Asymptotic generalization of Reissner–Mindlin theory: accurate three-dimensional recovery for composite shells Original Research Article

A rigorous and systematic dimensional reduction of a shell-like structure is undertaken. It starts with geometrically nonlinear, three-dimensional (3-D), anisotropic elasticity theory and takes advantage of small parameters associated with the geometry. This reduction is carried out using the variational asymptotic method and splits the 3-D problem into a linear, one-dimensional (1-D), through-the-thickness analysis and a nonlinear, two-dimensional (2-D), shell analysis. The 2-D equations are put into the form of a nonlinear Reissner–Mindlin shell theory, details of which are dealt with in a separate paper.

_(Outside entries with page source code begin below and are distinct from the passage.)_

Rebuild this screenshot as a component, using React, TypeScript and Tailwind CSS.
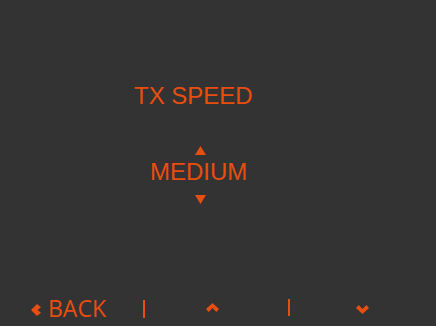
import React from 'react';

const ORANGE = '#e84e0f';

function Chevron({ dir }: { dir: 'left' | 'up' | 'down' }) {
	if (dir === 'left') {
		return (
			<svg width="10" height="12" viewBox="0 0 10 12" className="mt-[7px] shrink-0">
				<polygon points="0,6 6,0 10,3.3 6.6,6 10,8.7 6,12" fill={ORANGE} />
			</svg>
		);
	}
	if (dir === 'up') {
		return (
			<svg width="13" height="9" viewBox="0 0 13 9" className="mt-[6px] shrink-0">
				<polygon points="6.5,0 13,6 10.3,9 6.5,5 2.7,9 0,6" fill={ORANGE} />
			</svg>
		);
	}
	return (
		<svg width="13" height="9" viewBox="0 0 13 9" className="mt-[8px] shrink-0">
			<polygon points="0,3 2.7,0 6.5,4 10.3,0 13,3 6.5,9" fill={ORANGE} />
		</svg>
	);
}

function Triangle({ up }: { up?: boolean }) {
	return (
		<svg width="11" height="9" viewBox="0 0 11 9" className="shrink-0">
			<polygon points={up ? '5.5,0 11,9 0,9' : '0,0 11,0 5.5,9'} fill={ORANGE} />
		</svg>
	);
}

export default function App() {
	return (
		<div className="w-[436px] h-[326px] bg-[#333333] flex flex-col text-[#e84e0f]">
			{/* menu item */}
			<div className="h-[297px] flex flex-col font-['Liberation_Sans',Arial,sans-serif]">
				<div className="mt-[84px] pl-[134px] text-[24px] leading-none">TX SPEED</div>
				<div className="mt-[38px] pl-[195px]">
					<Triangle up />
				</div>
				<div className="mt-[5px] pl-[150px] text-[24px] leading-none">MEDIUM</div>
				<div className="mt-[11px] pl-[195px]">
					<Triangle />
				</div>
			</div>

			{/* nav bar */}
			<div className="h-[29px] flex items-start pl-[31px] font-['Open_Sans',sans-serif]">
				<Chevron dir="left" />
				<span className="ml-[7px] w-[95px] text-[23px] leading-none">BACK</span>
				<div className="mt-[3px] w-[2px] h-[18px] bg-[#e84e0f]" />
				<div className="ml-[61px]">
					<Chevron dir="up" />
				</div>
				<div className="ml-[69px] mt-[2px] w-[2px] h-[17px] bg-[#e84e0f]" />
				<div className="ml-[66px]">
					<Chevron dir="down" />
				</div>
			</div>
		</div>
	);
}
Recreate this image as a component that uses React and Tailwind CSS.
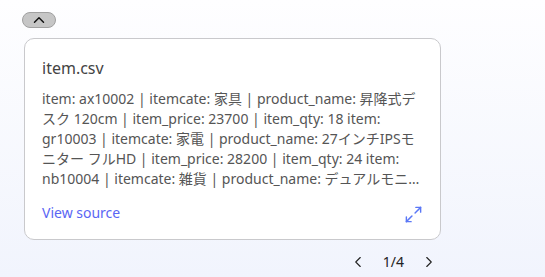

The focus of this paper is on the through-the-thickness analysis, which is solved by a 1-D finite element method and which provides two useful pieces of information: a generalized 2-D constitutive law for the shell equations, and a set of recovery relations that can be used to express the 3-D field variables through the thickness in terms of 2-D shell variables calculated in the shell analysis. The resulting analysis can be incorporated into standard Reissner–Mindlin shell finite element codes. Numerical results are compared with the exact solution, and the excellent agreement validates the fidelity of this modeling approach.